- **DATA LINES**

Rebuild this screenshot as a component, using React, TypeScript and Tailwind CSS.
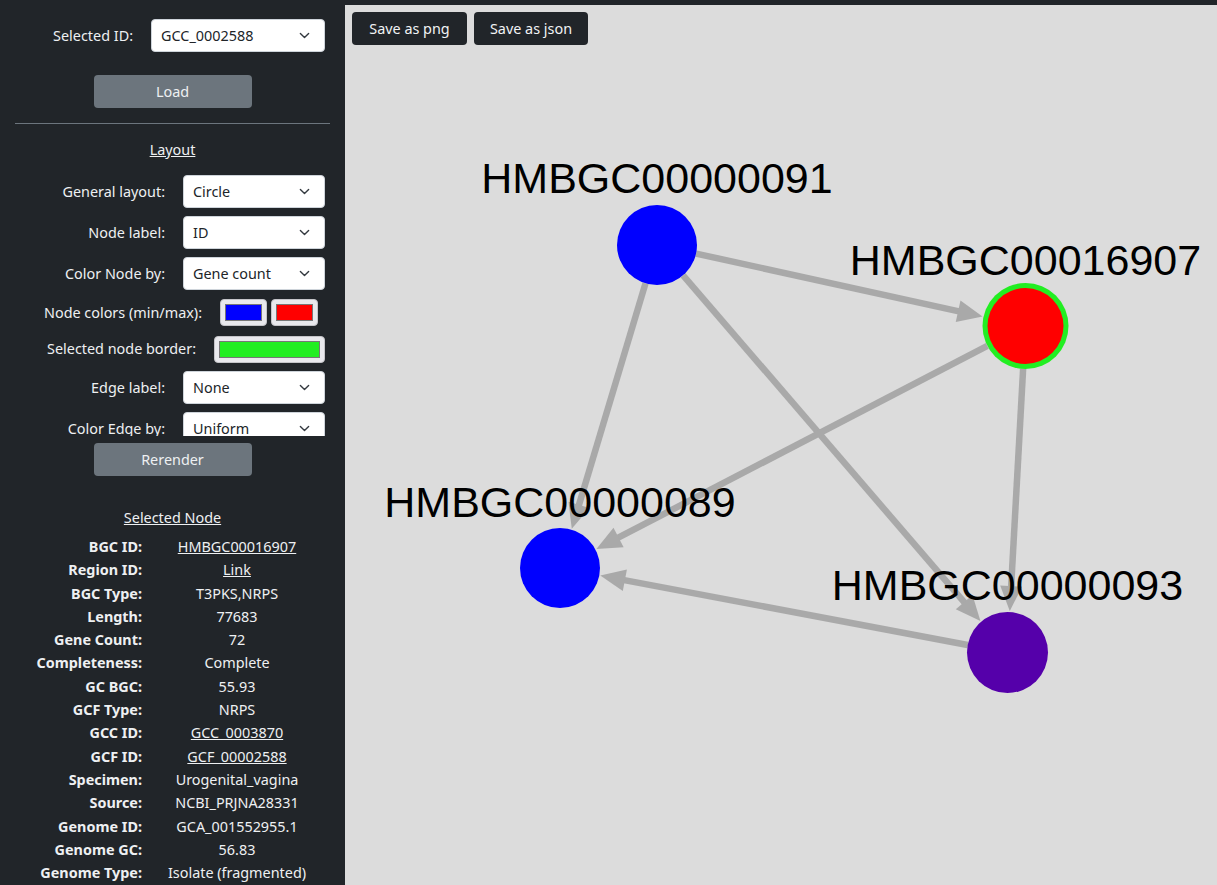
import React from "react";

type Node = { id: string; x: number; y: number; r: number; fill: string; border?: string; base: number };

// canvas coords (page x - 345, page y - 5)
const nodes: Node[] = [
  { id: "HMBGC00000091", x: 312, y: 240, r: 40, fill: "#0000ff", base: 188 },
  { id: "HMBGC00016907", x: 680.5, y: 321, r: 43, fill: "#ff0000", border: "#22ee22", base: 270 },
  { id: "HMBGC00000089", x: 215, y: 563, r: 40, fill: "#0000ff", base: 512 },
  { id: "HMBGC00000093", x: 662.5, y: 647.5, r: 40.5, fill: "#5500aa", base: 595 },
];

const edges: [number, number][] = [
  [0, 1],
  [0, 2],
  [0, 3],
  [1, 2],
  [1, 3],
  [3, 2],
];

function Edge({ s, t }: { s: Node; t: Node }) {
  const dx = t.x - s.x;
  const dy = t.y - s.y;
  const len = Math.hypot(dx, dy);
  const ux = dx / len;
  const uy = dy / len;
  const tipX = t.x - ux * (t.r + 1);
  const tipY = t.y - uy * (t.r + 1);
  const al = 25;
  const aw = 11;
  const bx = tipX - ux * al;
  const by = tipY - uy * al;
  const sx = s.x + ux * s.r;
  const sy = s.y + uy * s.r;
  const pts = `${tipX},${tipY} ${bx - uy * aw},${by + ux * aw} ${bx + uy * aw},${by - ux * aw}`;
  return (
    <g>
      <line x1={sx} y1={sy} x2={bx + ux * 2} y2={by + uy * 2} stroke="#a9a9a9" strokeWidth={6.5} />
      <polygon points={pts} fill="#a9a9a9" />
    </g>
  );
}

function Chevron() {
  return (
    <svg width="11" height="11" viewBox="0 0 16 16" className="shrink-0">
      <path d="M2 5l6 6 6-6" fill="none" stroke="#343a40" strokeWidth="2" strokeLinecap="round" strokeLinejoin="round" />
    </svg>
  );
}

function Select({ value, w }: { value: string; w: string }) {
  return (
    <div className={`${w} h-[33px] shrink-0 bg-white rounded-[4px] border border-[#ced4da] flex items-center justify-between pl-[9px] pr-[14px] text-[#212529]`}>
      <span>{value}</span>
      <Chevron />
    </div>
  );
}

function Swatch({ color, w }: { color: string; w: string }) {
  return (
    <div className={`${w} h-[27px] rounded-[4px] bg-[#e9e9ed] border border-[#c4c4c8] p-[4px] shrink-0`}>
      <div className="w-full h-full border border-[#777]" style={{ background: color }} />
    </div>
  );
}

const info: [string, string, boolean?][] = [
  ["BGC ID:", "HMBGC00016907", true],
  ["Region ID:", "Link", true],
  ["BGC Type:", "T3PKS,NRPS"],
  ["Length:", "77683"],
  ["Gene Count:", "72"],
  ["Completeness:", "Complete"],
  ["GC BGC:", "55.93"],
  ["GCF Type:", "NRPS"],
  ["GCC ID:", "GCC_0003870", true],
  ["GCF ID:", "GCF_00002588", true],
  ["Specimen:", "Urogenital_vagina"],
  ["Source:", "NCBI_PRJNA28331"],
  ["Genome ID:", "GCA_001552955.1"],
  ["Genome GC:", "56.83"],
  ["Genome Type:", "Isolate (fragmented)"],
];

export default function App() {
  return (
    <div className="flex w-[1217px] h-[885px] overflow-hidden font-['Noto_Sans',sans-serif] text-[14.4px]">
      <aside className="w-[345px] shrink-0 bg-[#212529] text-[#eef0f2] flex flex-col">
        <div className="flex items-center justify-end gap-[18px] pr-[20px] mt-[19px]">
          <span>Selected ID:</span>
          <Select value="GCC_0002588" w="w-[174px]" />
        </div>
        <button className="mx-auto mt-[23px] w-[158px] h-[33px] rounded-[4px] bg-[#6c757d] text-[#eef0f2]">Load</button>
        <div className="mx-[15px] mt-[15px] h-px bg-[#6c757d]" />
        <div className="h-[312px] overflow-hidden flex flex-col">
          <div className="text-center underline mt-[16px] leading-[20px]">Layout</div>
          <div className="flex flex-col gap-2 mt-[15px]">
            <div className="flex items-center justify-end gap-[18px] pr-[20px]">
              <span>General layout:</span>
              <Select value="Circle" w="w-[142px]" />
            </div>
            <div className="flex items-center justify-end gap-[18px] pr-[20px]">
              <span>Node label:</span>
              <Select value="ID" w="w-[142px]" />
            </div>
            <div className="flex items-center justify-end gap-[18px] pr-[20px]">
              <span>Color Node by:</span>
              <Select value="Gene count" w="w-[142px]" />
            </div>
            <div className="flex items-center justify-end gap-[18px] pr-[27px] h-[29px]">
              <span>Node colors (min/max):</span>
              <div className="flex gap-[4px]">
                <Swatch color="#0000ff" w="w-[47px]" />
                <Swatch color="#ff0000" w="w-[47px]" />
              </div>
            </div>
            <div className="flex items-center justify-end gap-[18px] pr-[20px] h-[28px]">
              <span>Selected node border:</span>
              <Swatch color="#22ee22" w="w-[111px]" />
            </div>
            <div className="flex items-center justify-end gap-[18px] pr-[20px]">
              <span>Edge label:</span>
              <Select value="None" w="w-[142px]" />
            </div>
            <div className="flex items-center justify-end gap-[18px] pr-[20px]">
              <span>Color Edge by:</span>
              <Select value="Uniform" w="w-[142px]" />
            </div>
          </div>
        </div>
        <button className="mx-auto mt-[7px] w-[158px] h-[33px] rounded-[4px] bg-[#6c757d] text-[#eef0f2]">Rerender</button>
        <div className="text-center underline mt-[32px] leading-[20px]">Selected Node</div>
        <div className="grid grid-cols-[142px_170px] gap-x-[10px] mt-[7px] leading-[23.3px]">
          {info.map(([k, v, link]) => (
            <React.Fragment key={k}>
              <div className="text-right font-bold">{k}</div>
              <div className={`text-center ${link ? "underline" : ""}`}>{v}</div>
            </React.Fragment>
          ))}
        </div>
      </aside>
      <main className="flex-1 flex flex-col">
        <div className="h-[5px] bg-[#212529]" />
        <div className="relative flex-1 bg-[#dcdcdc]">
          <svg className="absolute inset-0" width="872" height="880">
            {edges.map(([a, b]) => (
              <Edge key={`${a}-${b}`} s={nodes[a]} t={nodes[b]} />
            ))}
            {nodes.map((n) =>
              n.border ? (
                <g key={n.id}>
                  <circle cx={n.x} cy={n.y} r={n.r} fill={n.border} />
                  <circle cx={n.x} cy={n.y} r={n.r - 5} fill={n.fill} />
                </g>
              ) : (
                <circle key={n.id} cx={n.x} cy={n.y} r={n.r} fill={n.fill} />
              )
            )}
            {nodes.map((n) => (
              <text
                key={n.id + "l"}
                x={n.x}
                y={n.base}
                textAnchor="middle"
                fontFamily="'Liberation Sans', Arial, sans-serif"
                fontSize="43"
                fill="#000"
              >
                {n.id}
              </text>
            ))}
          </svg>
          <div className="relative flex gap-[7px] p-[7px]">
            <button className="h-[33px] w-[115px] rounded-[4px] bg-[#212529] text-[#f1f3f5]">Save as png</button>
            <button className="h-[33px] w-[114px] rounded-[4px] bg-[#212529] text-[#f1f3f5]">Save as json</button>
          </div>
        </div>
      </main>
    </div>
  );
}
--
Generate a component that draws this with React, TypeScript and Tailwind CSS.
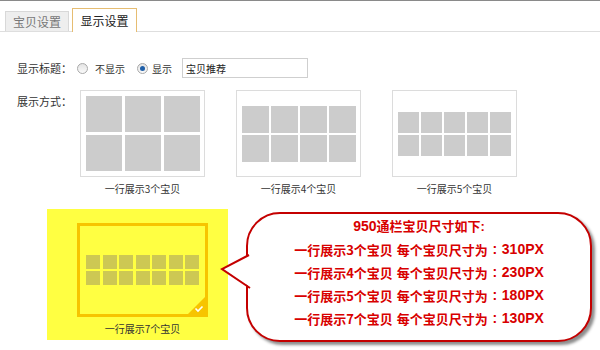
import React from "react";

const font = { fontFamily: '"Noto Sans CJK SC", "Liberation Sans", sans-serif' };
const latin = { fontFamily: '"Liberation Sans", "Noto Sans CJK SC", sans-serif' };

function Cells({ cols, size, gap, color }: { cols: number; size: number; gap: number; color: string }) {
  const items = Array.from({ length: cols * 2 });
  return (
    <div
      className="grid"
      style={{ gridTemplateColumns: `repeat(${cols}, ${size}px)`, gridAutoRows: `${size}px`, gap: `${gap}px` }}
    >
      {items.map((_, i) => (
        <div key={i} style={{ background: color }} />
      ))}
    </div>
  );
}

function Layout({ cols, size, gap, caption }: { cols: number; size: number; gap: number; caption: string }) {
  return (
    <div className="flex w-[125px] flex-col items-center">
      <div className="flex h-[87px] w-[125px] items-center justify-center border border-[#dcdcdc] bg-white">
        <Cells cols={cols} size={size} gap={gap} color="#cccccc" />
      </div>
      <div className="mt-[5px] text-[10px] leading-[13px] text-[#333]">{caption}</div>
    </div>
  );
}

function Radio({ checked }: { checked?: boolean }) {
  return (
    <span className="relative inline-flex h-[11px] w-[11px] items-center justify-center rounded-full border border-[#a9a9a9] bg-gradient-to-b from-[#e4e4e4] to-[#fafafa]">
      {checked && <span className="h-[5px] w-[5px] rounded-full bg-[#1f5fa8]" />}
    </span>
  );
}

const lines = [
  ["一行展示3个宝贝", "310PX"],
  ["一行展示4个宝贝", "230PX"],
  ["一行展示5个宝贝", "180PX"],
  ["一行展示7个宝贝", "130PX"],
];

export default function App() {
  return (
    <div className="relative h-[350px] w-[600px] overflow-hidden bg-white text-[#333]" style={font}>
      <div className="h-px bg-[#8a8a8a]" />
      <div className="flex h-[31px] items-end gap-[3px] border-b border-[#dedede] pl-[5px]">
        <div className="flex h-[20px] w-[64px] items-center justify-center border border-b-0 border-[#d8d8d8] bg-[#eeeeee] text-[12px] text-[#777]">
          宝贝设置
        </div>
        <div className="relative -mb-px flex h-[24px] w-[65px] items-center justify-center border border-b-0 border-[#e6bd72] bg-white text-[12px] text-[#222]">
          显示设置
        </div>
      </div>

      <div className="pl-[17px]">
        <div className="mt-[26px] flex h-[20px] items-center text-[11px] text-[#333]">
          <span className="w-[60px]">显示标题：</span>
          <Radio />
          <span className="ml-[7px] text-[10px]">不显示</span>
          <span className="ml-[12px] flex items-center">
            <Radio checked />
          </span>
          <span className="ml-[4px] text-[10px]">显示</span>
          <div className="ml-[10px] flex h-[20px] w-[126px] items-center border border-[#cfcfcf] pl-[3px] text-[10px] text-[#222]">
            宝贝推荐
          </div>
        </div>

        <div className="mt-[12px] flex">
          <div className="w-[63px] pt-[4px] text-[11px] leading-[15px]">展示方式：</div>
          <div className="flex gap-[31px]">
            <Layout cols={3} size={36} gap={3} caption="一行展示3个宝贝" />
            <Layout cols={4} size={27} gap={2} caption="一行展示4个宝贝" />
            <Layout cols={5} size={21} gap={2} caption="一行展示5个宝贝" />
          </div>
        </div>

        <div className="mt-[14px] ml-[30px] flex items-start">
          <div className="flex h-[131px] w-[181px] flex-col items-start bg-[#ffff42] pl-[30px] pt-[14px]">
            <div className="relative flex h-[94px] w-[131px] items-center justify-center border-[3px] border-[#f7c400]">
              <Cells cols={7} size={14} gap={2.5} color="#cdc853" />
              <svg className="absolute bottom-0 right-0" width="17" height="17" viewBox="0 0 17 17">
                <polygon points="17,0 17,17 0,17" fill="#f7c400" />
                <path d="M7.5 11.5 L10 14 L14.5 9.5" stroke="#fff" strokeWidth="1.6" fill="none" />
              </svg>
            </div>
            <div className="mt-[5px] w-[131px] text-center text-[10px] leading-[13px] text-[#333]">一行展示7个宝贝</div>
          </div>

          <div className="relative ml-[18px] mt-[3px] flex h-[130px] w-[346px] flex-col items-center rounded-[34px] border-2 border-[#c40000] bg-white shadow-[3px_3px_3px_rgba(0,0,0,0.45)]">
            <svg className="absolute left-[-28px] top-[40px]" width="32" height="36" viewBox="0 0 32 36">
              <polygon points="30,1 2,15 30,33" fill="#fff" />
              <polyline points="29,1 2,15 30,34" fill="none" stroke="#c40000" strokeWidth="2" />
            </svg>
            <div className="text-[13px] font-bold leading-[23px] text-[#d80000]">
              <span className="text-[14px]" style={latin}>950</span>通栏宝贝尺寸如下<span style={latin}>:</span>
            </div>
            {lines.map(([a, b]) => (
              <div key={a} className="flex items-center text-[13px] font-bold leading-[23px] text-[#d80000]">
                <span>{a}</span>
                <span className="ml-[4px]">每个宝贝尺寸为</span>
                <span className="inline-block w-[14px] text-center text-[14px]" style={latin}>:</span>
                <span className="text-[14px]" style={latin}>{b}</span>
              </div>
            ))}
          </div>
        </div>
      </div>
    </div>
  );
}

- **PROBLEM TO WORK ON**
Without any pictures, set down the lines from the one holding "Rebuild this screenshot" through the one holding "string; x: number;".

- **WRITTEN SOLUTION**
Rebuild this screenshot as a component, using React, TypeScript and Tailwind CSS.
import React from "react";

type Node = { id: string; x: number; y: number; r: number; fill: string; border?: string; base: number };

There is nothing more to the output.